O valor dos grandes homens mede-se pela importância dos serviços prestados à humanidade. A frese atribuída a Voltaire poderia emoldurar o epitáfio de um dos mais respeitados profissionais da medicina paraibana que nos deixou ontem, infelizmente. Após o desaparecimento prematuro de Doutor Ugo Guimarães, a morte de José Eymard Moraes de Medeiros é mais um duro e cruel golpe não só para a classe médica, mas na sociedade, sobretudo.
Ao tomar conhecimento de sua morte, lembrei do primeiro contato, lá pelos idos de 1999, ainda quando comandava a saúde municipal da Capital. Naquela ocasião, estudante de jornalismo da UFPB, entrevistei-o para a rádio Tabajara, emissora a qual estagiava e por onde incursionei os primeiros passos profissionais. Diante de um gestor cuidadoso e que fazia questão de prestar todas as informações possíveis sobre a Pasta que chefiava, pude ver de perto a preocupação de alguém vocacionado em cuidar das pessoas, especialmente as mais necessitadas dos serviços públicos de saúde.
Anos depois, nas graciosas e benfazejas coincidências da vida, reencontramo-nos na campanha pelo comando da Unimed João Pessoa, oportunidade em que fui um dos seus assessores nas áreas de comunicação e marketing. Numa disputa desigual, Dr. Zé Eymard, como assim o chamava, não logrou êxito no sonho de presidir a cooperativa que ajudou a fundar no passado, juntamente com Alberto Urquiza Wanderley, Reginaldo Tavares, José Juvêncio de Almeida Filho e tantos outros expoentes, embora tenha plantado as sementes que germinariam quatro anos mais tarde, desta feita pelas mãos de Alexandre Magno Pimentel, responsável por apear do poder o até então todo poderoso presidente da cooperativa, Aucélio Gusmão.

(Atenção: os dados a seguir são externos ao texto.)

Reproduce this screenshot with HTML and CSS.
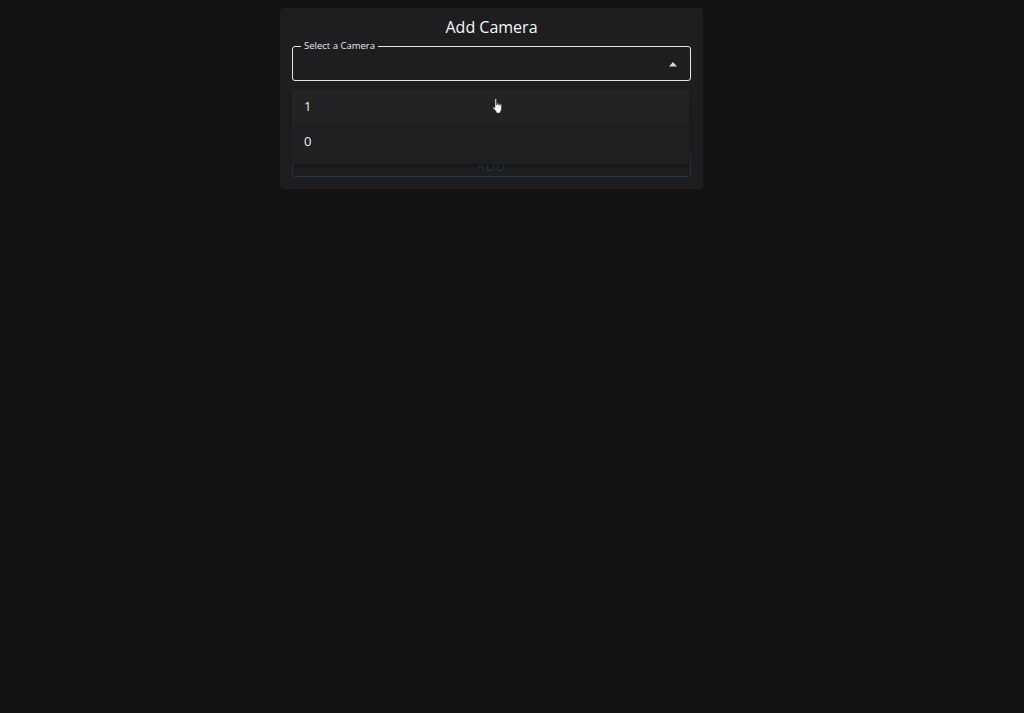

Na sequência, em virtude de alguns problemas de saúde, passei a ser seu paciente. Doutor Zé Eymard era um dos poucos profissionais com quem mais me abria e tinha confiança. Mesmo não sendo sua especialidade, foi pelas suas mãos que muitas vezes recorri para sanar desconfortos momentâneos causados pelo cálculo renal. Aliás, com ajuda dele, passei a cuidar mais da saúde, praticar exercícios e ter uma alimentação mais regrada, com menos óleo e gordura, tudo para evitar elevação de gordura no fígado ou, como bem registrava em seus precisos diagnósticos, a malfadada e indigesta esteatose hepática.
Mas foi num dos momentos mais delicados da vida que pude testemunhar seu lado mais humano. Após uma madrugada em claro no Hospital da Unimed com a minha esposa Patricia, queixosa de dores intermitentes e cada vez mais agudas, peguei o telefone e, por volta das 5h, contatei-o em busca de socorro, o que prontamente fui atendido em pouco mais de 5o minutos. O médico, a quem sempre confiei as minhas dores, aparece no Pronto Atendimento do hospital, vasculha todos os exames, cancela outros tantos desnecessários, analisa e pede um beta para fechar o diagnóstico. Pronto, horas depois, pelas suas mãos, Patricia era levada ao centro cirúrgico por um dos seus ex-alunos, o Dr. Marcelo Rique, cirurgião do aparelho digestivo e que foi escalado pelo meste para conter um sangramento causado pelo rompimento de uma das trompas, tendo como origem uma uma gravidez ectópica.
Um profissional à toda prova e um humanista profundo, Doutor Zé Eymard exercia a medicina como sacerdócio e não como negócio. Não era mais um, e sim um médico preocupado em exercer a medicina pelo orgulho de ser médic, algo cada vez raro em tempos de mercantilização da profissão. Para ele, medicar e receitar exames nunca foram fins em si mesmo. Pelo contrário, orientar, escutar, observar, distribuir atenção e carinho eram premissas basilares de sua atuação no consultório, na gestão e, sobretudo, na vida, seja com sua esposa, filhos, netos, amigos e, para não fugir a regra, pacientes.
A medicina ou ciência médica concede um poder exponencial ao profissional para desafiar limites e o valor potencial desse poder é o que certamente sempre inspirou pessoas como Doutor Eymard, cuja trajetória sempre esteve em sintonia com os proclames externados por Hipócrates, cujo juramento até hoje é referencial para os estudantes que assumem a sublime missão de cuidar e salvar vidas.
Em sua segunda carta a igreja de Timóteo, no verso quatro, Paulo acentua: “combati o bom combate, acabei a carreira, guardei a fé”. A escrita bíblica é o bastante para ilustrar a vida desse grande paraibano e brasileiro, na certeza de que seu legado seja reverenciado como fonte inesgotável de inspiração para essa e as futuras gerações.
José Eymard Moraes de Medeiros, o nome a obra imortaliza.